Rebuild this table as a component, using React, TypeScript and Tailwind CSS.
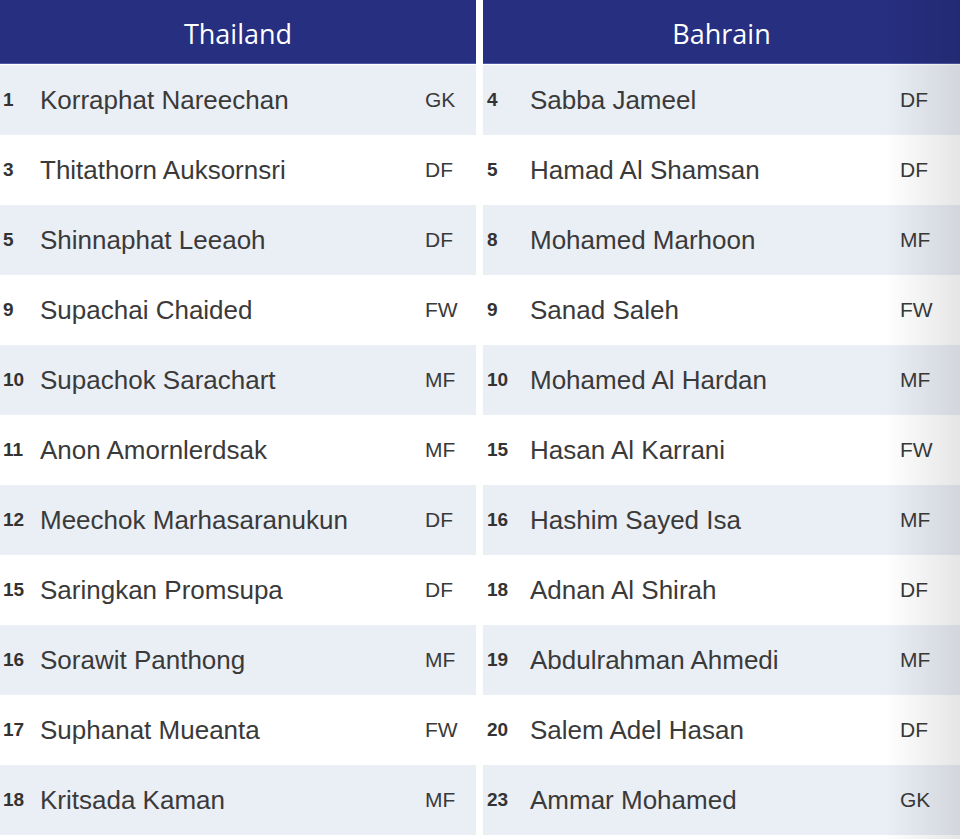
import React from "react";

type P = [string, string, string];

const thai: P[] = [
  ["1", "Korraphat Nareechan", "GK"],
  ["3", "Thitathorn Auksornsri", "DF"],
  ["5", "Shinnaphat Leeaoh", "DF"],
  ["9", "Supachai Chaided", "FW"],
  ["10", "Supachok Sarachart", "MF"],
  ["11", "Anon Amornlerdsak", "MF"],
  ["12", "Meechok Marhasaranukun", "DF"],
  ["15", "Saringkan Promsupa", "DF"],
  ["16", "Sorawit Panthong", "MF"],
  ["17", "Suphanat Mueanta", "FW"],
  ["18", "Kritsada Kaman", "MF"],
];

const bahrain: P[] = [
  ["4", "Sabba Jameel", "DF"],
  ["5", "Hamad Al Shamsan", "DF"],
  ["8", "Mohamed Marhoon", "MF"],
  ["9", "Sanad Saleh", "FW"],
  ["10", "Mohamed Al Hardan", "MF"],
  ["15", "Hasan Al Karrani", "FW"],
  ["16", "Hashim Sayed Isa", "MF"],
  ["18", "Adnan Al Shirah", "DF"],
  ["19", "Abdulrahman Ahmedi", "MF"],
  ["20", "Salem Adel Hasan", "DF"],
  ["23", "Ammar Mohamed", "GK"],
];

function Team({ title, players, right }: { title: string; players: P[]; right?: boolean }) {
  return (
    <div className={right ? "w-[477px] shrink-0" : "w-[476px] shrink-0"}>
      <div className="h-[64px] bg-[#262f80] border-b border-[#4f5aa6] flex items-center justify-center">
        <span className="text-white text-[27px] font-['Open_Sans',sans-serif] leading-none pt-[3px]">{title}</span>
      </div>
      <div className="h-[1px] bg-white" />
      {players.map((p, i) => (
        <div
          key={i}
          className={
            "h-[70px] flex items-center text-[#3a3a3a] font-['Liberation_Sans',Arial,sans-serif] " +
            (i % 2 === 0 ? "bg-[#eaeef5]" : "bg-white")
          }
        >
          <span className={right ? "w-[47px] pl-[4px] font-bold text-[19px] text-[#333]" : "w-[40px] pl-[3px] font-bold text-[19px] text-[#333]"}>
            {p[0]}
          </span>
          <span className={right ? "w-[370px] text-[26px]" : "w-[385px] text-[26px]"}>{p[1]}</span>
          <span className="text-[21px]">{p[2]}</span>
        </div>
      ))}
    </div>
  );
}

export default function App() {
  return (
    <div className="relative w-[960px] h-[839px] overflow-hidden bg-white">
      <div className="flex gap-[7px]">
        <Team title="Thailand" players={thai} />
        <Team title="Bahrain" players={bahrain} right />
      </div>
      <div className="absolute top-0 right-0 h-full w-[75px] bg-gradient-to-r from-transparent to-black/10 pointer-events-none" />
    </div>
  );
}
----------------------------------------
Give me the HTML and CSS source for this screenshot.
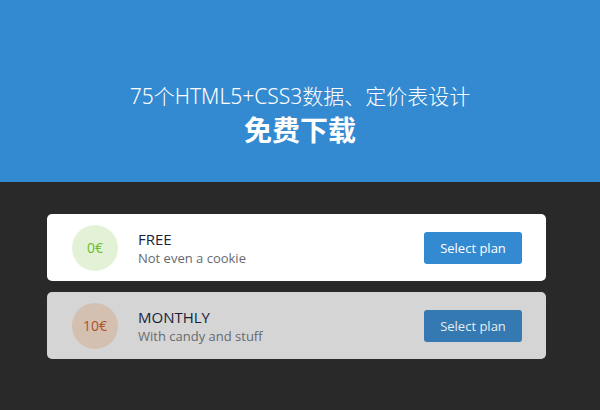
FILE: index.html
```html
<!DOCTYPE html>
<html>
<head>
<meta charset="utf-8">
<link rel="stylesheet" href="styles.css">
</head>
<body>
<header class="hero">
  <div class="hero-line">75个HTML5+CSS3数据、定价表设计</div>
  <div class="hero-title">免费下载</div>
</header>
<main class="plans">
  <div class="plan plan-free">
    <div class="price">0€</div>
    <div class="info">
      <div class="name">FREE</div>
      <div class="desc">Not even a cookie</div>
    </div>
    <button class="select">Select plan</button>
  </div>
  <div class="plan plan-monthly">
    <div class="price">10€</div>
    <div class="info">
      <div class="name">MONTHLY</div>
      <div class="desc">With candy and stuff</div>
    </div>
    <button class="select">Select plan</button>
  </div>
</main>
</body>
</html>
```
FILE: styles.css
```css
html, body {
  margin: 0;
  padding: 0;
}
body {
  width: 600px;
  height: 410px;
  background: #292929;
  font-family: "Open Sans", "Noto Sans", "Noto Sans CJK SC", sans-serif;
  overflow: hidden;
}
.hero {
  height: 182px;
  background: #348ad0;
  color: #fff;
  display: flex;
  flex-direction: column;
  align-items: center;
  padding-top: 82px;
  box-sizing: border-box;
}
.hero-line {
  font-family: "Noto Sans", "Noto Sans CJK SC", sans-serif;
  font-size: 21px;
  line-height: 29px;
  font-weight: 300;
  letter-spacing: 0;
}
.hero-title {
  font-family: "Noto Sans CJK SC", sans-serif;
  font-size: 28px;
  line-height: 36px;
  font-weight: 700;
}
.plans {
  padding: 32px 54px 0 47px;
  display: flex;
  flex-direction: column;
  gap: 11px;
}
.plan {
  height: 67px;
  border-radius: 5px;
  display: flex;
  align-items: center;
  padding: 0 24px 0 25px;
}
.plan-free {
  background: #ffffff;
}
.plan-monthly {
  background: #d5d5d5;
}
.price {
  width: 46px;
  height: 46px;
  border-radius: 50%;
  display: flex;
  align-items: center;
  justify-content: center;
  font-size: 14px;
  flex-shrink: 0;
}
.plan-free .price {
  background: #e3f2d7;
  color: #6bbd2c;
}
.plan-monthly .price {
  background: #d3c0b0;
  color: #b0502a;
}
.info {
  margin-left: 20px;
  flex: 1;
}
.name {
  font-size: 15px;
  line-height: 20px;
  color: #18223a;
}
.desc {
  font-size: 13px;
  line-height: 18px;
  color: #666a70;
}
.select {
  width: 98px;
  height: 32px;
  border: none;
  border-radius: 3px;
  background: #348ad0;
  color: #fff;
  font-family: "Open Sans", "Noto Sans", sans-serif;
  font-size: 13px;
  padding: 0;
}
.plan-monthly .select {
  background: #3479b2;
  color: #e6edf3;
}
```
----------------------------------------
Problem to solve: What's needed is an exact copy of the lines above from the one with "Rebuild this table" through the one with "type P = [string, string, string];", both included; the pictures stay out.

The response:
Rebuild this table as a component, using React, TypeScript and Tailwind CSS.
import React from "react";

type P = [string, string, string];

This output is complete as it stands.